Te observo un día más, encino, y hoy te revelas desvalido e imperfecto. Noto tu tronco retorcido, tus ramas dispares, tu copa demasiado cerca de la tierra. Alrededor, zarzas, ramas caídas, pedruscos y carrascos voraces invaden tu terreno. Un ejército de fealdad y desorden que aúna sus fuerzas para amenazar lo que de puro y alto batalla en ti. La primavera desorganizada se engancha entre los árboles como jirones de ropa vieja. Tus hojas son está tarde airada del verde intenso y doliente de las lluvias de los últimos días. Yo vengo aquí y, como siempre, no sé si hablo de ti o de mí.

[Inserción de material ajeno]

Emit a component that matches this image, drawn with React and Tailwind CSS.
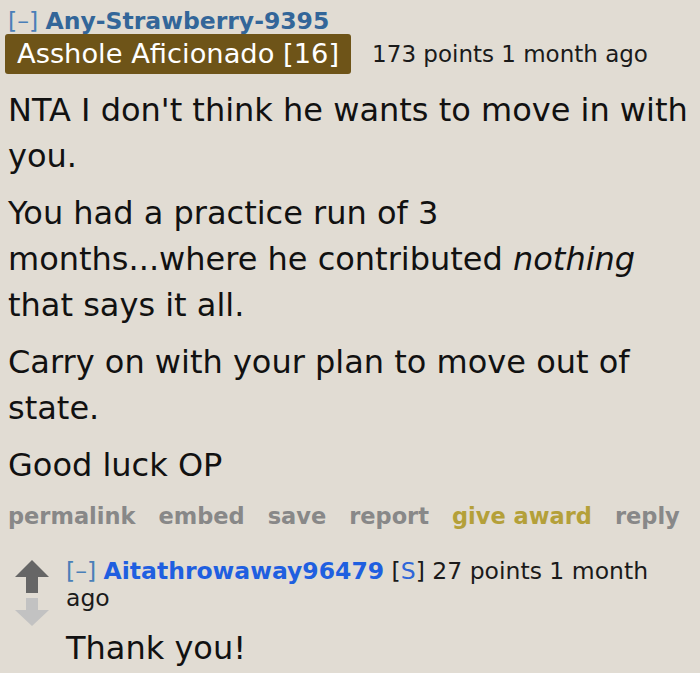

Vengo cansada, cansada de luchar contra los brotes verdes que pugan por clavarse como garrapatas en mi alma. No ser, no sentir, no hacer, tampoco escribir. Limitarse a contemplar el terreno sucio y pedregoso, como si la naturaleza hubiera decidido utilizarlo de estercolero. Pararse en el paseo a observar a las ovejas con sus crías mamando, y percatarse del cordero cojo que sigue con paso presuroso al rebaño en su huida; contemplar los espinos de flor blanca que rasgan el paisaje de árboles estériles con la furia de un abrecartas cuando se espera un mensaje temido.
La luz tenue del sol se mueve como la llama de una vela en un baile de amor y desamor con el viento incierto. La tarde es un amante al que nos entregamos con fruición, aún a sabiendas de que acabará por traicionarnos. Va el pequeño bebé en su carro, dormitando. También es imperfecto su llanto, y el temor a que despierte. Y sin embargo no cabe más que amarlo, como amo al árbol, a las ovejas, al campo duro y a ratos hasta a lo mejor que yo tengo.
Las flores de los espinos arañan los troncos escuálidos de los árboles secos que se mantienen en pie a un lado del camino. Somos las flores del espino, hiriente y blanco.
Eso es todo, aunque este niño aún no lo haya aprendido. Vamos de vuelta a casa. Le ocultaré el secreto durante el tiempo exacto en que él sea fuente sagrada de magia e inocencia. Y quizá después despierte y acepte el secreto con la verdad del campo, y sepa amar mi encino y no conozca el sufrimiento de anhelar lo que no existe.
LLega el pastor a atender el rebaño. Le sigue su pequeño hijo con pasos cortos y presurosos como los del cordero lisiado. El niño renquea en el terreno encharcado. El joven padre lo toma en brazos. Se adentran los dos en la primavera del prado en busca de los corderos.
La tarde se ha detenido. Paseo y escribo. Ya no hay viento ni llanto. Así se crea lo que no existe.